## Stored data
☆ ☆ ☆

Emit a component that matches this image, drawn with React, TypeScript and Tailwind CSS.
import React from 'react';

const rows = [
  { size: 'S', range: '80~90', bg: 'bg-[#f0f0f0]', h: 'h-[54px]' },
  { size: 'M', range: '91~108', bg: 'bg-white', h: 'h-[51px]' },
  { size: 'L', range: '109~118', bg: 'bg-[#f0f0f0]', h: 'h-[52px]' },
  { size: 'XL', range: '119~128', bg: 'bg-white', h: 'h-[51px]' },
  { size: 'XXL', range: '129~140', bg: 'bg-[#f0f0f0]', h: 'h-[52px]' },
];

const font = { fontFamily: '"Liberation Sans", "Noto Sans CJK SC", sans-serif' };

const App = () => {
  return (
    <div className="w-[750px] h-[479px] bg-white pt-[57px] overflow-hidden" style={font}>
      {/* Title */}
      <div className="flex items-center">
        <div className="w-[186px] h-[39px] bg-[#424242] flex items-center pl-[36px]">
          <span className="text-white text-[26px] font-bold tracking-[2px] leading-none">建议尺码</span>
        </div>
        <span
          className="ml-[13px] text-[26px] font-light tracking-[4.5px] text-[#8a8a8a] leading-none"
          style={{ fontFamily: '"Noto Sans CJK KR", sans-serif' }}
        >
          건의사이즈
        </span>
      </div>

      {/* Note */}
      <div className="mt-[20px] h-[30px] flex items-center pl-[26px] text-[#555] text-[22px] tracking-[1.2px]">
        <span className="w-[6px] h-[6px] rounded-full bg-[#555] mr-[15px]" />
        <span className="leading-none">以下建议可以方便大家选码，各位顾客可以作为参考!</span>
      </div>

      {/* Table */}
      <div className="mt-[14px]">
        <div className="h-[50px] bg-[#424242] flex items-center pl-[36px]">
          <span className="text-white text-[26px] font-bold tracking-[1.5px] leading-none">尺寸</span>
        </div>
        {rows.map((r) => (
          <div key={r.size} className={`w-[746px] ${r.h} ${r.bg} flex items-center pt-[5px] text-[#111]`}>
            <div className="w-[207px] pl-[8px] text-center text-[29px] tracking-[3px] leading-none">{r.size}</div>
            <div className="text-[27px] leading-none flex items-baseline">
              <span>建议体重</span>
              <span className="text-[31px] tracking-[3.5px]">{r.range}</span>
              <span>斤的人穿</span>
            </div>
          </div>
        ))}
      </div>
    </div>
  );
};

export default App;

☆ ☆ ☆

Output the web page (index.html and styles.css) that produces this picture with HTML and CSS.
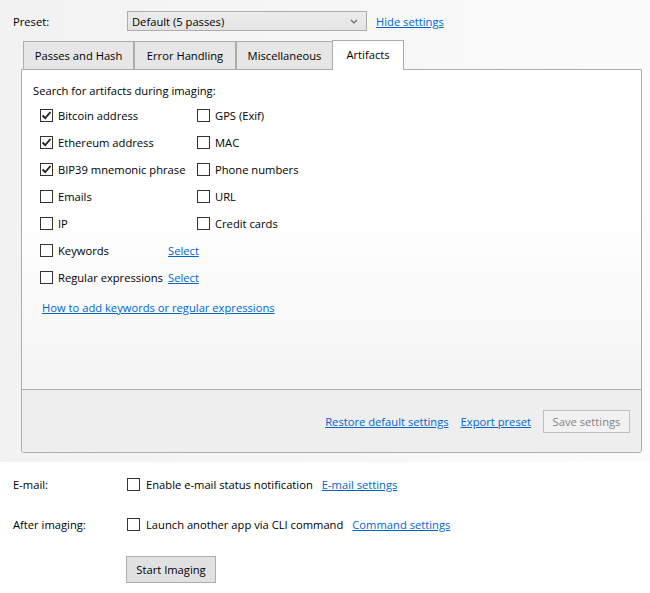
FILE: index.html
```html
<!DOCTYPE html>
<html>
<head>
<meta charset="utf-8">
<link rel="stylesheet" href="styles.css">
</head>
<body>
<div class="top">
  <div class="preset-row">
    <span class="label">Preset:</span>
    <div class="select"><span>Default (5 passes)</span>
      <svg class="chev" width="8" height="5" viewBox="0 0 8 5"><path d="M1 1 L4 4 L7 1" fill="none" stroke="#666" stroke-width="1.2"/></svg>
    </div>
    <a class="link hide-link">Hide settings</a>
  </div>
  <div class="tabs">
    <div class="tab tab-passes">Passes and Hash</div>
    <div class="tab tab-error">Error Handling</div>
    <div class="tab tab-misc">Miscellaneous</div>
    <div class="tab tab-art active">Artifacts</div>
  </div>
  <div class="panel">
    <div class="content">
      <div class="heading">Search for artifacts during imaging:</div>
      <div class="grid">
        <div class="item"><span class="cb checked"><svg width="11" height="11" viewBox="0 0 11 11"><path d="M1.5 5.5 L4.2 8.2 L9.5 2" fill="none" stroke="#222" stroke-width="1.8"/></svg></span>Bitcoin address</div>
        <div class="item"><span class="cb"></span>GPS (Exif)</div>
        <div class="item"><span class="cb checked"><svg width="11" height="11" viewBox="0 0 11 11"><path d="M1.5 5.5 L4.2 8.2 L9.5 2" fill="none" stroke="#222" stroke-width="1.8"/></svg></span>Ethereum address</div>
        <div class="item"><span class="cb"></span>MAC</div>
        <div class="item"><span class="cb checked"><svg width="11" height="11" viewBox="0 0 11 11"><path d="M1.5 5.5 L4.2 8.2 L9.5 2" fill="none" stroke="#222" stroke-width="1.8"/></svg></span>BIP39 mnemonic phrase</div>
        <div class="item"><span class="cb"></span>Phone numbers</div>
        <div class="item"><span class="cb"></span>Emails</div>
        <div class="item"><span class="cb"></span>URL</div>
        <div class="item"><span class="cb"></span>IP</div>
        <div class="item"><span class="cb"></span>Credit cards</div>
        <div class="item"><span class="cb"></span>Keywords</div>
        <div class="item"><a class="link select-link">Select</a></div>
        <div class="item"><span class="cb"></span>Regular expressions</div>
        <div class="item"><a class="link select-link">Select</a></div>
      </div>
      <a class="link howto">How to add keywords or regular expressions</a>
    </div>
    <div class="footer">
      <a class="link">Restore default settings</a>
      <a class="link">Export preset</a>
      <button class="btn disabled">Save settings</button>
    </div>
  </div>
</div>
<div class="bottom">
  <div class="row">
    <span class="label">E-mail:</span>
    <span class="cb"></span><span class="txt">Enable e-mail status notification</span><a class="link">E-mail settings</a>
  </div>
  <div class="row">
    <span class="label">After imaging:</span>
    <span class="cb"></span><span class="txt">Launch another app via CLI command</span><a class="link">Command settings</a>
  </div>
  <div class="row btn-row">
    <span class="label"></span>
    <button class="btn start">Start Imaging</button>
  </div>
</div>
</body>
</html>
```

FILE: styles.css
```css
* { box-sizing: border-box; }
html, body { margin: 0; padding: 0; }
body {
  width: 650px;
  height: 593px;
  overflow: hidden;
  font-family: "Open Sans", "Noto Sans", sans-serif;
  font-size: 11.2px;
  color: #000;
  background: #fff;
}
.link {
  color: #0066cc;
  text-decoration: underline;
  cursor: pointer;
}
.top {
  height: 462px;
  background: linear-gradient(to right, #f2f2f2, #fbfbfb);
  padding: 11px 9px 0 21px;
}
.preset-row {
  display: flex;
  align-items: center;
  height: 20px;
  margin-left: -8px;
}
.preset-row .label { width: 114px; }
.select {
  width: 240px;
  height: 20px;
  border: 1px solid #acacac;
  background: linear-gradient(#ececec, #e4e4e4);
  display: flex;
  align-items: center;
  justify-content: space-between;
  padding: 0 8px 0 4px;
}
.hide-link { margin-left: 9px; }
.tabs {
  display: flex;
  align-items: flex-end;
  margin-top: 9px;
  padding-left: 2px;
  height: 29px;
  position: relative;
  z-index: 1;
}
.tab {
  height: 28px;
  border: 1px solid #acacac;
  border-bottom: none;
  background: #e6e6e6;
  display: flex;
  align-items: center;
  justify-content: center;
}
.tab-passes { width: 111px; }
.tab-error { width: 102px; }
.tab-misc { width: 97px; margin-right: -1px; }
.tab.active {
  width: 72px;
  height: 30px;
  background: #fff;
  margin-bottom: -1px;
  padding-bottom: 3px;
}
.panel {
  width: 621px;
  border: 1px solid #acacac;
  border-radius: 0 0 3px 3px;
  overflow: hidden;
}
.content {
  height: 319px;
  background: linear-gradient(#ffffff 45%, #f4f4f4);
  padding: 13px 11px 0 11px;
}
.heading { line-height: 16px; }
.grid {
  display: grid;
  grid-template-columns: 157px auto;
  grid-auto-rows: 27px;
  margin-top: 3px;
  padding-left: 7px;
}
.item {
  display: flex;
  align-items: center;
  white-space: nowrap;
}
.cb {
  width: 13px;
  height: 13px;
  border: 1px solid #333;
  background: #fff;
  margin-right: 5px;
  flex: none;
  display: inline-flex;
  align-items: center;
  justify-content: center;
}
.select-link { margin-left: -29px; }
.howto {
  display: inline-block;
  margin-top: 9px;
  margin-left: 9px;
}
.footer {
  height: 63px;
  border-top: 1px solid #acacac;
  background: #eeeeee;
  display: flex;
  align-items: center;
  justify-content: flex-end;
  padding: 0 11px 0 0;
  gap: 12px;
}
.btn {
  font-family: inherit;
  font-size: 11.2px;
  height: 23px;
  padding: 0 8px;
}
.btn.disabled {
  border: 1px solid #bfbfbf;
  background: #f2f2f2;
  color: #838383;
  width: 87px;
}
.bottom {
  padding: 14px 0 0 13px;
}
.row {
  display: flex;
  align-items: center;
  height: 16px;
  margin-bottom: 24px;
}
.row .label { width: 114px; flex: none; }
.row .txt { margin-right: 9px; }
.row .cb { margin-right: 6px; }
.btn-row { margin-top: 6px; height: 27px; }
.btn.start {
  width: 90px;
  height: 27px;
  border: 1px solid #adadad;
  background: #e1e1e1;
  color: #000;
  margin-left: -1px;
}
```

☆ ☆ ☆

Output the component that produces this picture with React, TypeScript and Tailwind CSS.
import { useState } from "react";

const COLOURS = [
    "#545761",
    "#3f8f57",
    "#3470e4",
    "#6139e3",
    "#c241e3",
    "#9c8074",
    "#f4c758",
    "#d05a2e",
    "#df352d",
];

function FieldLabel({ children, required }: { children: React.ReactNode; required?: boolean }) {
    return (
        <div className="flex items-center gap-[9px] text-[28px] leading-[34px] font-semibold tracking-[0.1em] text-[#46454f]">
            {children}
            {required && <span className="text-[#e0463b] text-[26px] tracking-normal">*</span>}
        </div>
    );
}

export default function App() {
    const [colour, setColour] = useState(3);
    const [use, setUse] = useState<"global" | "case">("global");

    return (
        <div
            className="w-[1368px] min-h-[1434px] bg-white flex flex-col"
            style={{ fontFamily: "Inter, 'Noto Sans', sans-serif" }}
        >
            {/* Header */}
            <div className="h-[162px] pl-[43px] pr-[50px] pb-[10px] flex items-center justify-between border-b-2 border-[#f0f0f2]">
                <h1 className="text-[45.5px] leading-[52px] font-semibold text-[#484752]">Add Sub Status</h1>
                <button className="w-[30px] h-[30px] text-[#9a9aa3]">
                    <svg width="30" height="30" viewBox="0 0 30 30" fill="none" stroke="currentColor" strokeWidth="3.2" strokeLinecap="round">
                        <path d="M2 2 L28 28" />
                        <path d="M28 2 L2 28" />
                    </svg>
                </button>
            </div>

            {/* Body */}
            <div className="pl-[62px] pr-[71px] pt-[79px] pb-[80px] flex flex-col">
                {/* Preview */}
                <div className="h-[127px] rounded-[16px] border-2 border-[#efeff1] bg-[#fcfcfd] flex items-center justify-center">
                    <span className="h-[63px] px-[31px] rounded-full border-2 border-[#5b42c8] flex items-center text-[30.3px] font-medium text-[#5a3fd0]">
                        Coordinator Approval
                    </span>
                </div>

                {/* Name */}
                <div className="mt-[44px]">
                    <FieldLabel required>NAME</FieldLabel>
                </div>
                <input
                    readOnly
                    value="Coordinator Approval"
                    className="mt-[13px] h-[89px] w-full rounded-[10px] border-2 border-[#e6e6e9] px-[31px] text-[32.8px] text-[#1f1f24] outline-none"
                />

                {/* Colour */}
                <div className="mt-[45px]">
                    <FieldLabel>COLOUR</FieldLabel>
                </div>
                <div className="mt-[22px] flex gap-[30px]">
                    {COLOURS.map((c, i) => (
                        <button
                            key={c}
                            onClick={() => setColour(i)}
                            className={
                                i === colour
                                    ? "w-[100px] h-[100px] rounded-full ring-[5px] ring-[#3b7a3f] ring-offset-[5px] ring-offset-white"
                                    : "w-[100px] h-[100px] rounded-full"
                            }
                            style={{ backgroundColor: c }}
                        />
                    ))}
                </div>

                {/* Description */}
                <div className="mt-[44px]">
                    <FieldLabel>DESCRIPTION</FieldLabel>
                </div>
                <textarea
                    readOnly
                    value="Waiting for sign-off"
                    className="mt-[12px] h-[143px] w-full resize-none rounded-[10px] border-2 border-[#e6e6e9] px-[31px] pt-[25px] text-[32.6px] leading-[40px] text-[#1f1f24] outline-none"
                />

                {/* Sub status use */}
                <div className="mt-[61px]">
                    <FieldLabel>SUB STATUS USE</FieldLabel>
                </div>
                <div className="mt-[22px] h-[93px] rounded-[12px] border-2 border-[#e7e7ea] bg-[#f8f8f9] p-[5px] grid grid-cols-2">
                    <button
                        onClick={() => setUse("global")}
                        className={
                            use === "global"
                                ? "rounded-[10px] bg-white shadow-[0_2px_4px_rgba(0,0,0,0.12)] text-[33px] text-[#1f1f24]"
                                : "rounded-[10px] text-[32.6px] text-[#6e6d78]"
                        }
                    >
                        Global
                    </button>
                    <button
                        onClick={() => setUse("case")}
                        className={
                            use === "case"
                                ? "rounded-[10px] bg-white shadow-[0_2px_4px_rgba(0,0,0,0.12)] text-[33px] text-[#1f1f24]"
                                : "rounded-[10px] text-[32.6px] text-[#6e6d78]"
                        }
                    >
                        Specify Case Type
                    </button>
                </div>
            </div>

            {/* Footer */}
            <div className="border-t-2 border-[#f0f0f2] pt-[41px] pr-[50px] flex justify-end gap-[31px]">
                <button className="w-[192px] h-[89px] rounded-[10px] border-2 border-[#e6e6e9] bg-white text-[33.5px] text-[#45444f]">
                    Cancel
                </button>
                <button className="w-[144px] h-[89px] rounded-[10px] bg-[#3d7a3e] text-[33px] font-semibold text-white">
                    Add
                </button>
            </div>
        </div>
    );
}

☆ ☆ ☆

## Task objective
Copy all lines of the material above where the string "with" occurs.

## The completed task
Emit a component that matches this image, drawn with React, TypeScript and Tailwind CSS.
Output the web page (index.html and styles.css) that produces this picture with HTML and CSS.
Output the component that produces this picture with React, TypeScript and Tailwind CSS.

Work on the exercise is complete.